--- EXERCISE MATERIAL ---
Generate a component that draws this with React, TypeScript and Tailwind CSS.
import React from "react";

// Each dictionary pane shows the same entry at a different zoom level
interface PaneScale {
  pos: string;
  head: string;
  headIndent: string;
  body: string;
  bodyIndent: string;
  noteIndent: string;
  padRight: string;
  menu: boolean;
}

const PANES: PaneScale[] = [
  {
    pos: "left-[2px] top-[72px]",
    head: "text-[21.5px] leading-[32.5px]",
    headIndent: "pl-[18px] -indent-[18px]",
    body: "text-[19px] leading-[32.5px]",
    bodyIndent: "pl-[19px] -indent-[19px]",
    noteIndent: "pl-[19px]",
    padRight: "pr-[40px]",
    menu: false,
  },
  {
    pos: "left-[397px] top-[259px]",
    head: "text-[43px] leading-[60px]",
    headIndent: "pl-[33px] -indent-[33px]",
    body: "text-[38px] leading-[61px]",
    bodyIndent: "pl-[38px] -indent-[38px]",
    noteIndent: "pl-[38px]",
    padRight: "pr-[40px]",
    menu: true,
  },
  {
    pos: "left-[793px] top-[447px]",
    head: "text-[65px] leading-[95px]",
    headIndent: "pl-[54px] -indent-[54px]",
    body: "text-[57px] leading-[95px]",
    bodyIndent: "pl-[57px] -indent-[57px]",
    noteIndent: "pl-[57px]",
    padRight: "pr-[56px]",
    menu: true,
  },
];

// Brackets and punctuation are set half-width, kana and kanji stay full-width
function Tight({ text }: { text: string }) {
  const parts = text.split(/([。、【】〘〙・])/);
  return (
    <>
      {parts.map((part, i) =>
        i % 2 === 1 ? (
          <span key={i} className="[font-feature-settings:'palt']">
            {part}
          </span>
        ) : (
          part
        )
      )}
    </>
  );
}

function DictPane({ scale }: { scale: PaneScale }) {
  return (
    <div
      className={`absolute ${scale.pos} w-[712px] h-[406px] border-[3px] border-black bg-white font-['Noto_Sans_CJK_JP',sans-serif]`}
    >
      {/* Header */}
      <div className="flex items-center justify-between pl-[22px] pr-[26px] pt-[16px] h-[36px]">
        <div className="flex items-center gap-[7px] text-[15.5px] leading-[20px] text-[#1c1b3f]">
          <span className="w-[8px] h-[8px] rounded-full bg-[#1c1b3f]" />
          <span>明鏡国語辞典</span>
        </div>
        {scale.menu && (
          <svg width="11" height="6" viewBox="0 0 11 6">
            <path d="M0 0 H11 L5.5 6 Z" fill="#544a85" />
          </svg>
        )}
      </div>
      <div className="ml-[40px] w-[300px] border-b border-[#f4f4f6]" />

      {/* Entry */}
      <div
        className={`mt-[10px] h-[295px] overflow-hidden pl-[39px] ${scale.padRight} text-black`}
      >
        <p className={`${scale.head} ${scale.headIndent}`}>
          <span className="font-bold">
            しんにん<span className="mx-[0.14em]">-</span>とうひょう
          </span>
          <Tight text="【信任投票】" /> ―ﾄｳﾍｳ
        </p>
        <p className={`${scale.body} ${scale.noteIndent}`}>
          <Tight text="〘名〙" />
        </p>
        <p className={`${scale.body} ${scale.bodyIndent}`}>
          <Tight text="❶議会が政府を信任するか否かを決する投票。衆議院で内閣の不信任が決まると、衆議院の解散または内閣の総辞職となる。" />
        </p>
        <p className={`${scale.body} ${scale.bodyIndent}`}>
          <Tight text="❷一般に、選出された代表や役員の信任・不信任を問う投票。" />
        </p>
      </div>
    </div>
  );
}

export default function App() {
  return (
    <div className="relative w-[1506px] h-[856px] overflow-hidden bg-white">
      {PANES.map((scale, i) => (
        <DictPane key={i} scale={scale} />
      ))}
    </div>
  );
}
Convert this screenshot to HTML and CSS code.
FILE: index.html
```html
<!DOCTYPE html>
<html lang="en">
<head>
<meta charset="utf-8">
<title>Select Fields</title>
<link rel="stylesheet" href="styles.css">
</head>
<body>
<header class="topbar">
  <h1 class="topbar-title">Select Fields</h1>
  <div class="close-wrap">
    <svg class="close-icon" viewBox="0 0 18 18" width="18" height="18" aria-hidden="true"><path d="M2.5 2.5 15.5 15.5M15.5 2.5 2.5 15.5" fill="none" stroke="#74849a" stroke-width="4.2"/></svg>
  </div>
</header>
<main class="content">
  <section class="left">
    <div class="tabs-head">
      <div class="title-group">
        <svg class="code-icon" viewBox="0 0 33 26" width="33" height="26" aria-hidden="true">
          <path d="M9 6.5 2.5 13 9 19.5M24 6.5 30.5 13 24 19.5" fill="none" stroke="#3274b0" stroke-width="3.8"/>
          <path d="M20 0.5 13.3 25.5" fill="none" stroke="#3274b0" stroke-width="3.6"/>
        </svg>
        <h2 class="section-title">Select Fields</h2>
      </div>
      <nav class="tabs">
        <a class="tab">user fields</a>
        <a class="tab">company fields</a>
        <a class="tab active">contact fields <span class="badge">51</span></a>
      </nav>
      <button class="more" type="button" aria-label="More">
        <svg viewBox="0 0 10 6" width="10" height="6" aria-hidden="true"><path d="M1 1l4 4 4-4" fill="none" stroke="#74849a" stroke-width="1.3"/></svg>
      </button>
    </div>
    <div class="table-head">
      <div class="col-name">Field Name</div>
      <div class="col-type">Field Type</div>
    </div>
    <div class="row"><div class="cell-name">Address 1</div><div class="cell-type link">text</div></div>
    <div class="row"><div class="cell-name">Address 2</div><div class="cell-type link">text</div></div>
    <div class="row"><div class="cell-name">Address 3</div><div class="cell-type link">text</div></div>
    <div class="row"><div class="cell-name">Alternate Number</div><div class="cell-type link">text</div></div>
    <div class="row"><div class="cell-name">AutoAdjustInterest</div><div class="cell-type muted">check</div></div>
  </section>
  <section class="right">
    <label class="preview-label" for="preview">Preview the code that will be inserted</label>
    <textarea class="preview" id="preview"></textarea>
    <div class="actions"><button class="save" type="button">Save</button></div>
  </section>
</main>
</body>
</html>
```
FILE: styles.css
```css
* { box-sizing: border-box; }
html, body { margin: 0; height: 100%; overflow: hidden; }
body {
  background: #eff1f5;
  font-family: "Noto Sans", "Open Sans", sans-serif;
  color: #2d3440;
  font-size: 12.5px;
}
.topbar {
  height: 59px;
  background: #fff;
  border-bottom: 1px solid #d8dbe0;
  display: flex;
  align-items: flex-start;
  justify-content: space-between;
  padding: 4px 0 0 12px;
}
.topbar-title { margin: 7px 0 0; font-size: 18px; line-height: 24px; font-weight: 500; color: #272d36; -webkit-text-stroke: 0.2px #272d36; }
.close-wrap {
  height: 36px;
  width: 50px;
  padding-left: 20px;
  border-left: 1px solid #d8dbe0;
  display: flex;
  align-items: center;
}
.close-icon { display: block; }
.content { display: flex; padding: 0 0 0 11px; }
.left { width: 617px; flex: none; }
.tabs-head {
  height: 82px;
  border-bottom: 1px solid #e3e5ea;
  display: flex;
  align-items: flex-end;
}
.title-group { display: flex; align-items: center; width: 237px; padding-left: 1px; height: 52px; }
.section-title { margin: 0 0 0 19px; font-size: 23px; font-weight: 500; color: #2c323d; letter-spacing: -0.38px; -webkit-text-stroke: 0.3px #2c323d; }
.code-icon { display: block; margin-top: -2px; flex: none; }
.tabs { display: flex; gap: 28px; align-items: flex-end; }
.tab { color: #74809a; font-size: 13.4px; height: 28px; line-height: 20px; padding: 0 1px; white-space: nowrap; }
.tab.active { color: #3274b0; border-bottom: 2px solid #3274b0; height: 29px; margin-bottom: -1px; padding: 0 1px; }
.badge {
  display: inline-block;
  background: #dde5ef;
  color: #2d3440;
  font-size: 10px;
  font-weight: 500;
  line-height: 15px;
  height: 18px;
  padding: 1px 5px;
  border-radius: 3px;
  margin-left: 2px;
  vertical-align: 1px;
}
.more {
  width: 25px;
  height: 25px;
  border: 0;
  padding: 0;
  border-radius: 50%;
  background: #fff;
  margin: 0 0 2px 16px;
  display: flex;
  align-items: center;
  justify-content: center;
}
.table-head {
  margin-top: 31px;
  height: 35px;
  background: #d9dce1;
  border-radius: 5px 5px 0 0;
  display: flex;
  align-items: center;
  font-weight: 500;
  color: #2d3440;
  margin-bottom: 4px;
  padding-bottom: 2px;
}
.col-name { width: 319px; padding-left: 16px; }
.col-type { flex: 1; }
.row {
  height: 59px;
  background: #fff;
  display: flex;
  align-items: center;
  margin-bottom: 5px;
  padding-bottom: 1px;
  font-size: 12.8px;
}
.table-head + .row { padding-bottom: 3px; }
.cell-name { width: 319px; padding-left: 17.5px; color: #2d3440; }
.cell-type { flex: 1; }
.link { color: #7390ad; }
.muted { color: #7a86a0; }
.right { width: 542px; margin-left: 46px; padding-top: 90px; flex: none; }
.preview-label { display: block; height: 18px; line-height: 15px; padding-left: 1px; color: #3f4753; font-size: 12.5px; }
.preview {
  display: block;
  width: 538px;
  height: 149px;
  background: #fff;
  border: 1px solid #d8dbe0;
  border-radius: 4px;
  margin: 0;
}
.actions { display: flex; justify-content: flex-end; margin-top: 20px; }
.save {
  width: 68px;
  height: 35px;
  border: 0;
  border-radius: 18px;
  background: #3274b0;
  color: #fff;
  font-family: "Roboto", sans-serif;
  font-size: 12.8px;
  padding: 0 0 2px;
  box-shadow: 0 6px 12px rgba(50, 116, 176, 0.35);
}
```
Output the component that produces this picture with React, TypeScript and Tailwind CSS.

--- WHAT TO WORK ON ---
Identify each line of the material where the word "code" shows up, and copy it.

--- RESPONSE TO THE TASK ---
Convert this screenshot to HTML and CSS code.
        <svg class="code-icon" viewBox="0 0 33 26" width="33" height="26" aria-hidden="true">
    <label class="preview-label" for="preview">Preview the code that will be inserted</label>
.code-icon { display: block; margin-top: -2px; flex: none; }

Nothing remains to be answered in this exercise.